ACID transactions so data operations are reliable.
Schema enforcement and evolution to keep datasets clean and consistent.
Time travel so teams can roll back, audit, or reproduce past versions of data with ease.

The result? No more choosing between flexibility and control. No more forcing BI and AI into separate worlds. With Databricks, organisations finally get both, and teams can focus on insights instead of plumbing.

Real-Life Impact: How H&M Uses Databricks to Stay Ahead of Fashion Trends

Imagine a global fashion retailer like H&M. Every day, they deal with massive amounts of data: sales transactions from thousands of stores, online browsing behaviour from millions of customers, and supply chain data from hundreds of factories worldwide. Traditionally, this data sat in different systems: some in warehouses for reporting, some in lakes for raw storage, making it difficult to bring everything together fast enough to make smart business decisions.
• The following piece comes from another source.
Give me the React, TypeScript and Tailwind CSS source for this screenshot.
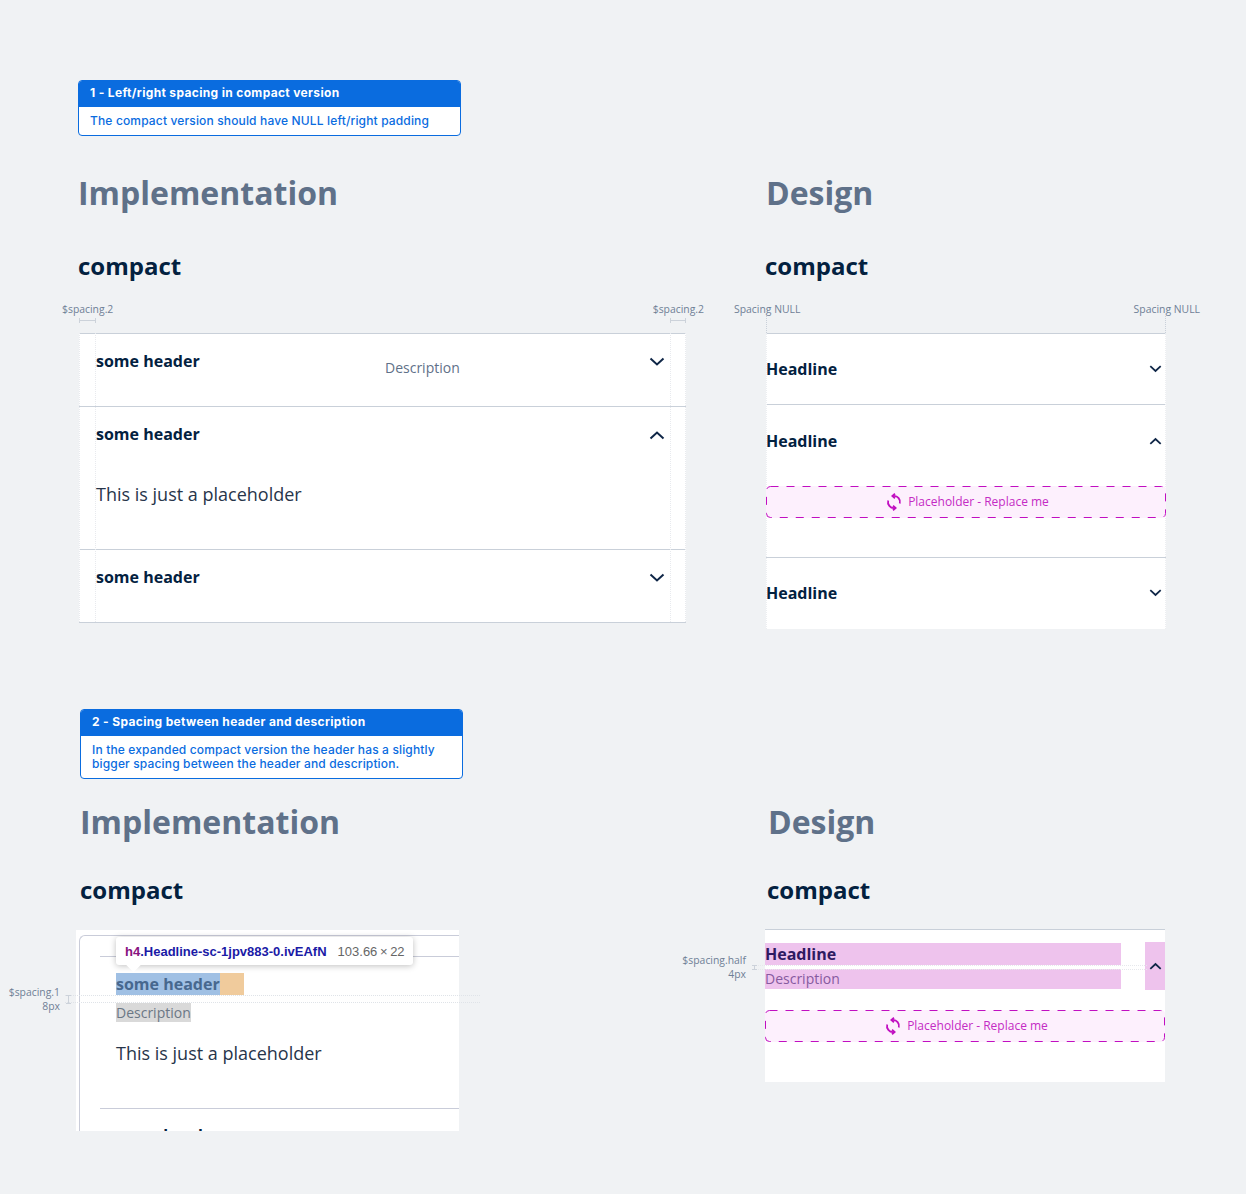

H&M turned to Databricks’ Lakehouse Platform to unify all this data in one place. By doing so, they can now:

Spotting demand before it happens
With Databricks, H&M can now predict regional demand for styles, colours, and sizes, so they produce what customers actually want, instead of overproducing items that may never sell.
Balancing stock across cities
If a store in London is selling out of black jackets while another in Paris has too many, Databricks helps rebalance stock before it becomes a problem.
Making shopping feel personal
Using Databricks’ machine learning capabilities, H&M can recommend items to online shoppers based on browsing history, improving customer satisfaction and boosting sales.

The impact? H&M reduced waste, improved supply chain efficiency, and delivered a more personalised experience to millions of customers, all powered by Databricks.

The Future is Unified

As data grows in volume, velocity, and variety, the demand for unified analytics platforms will only accelerate. Organisations that embrace the Lakehouse today will unlock faster insights, fuel AI-driven innovation, and stay ahead of the curve. Those who don’t? They’ll be left clinging to outdated systems, like trying to make dial-up work in a 5G world.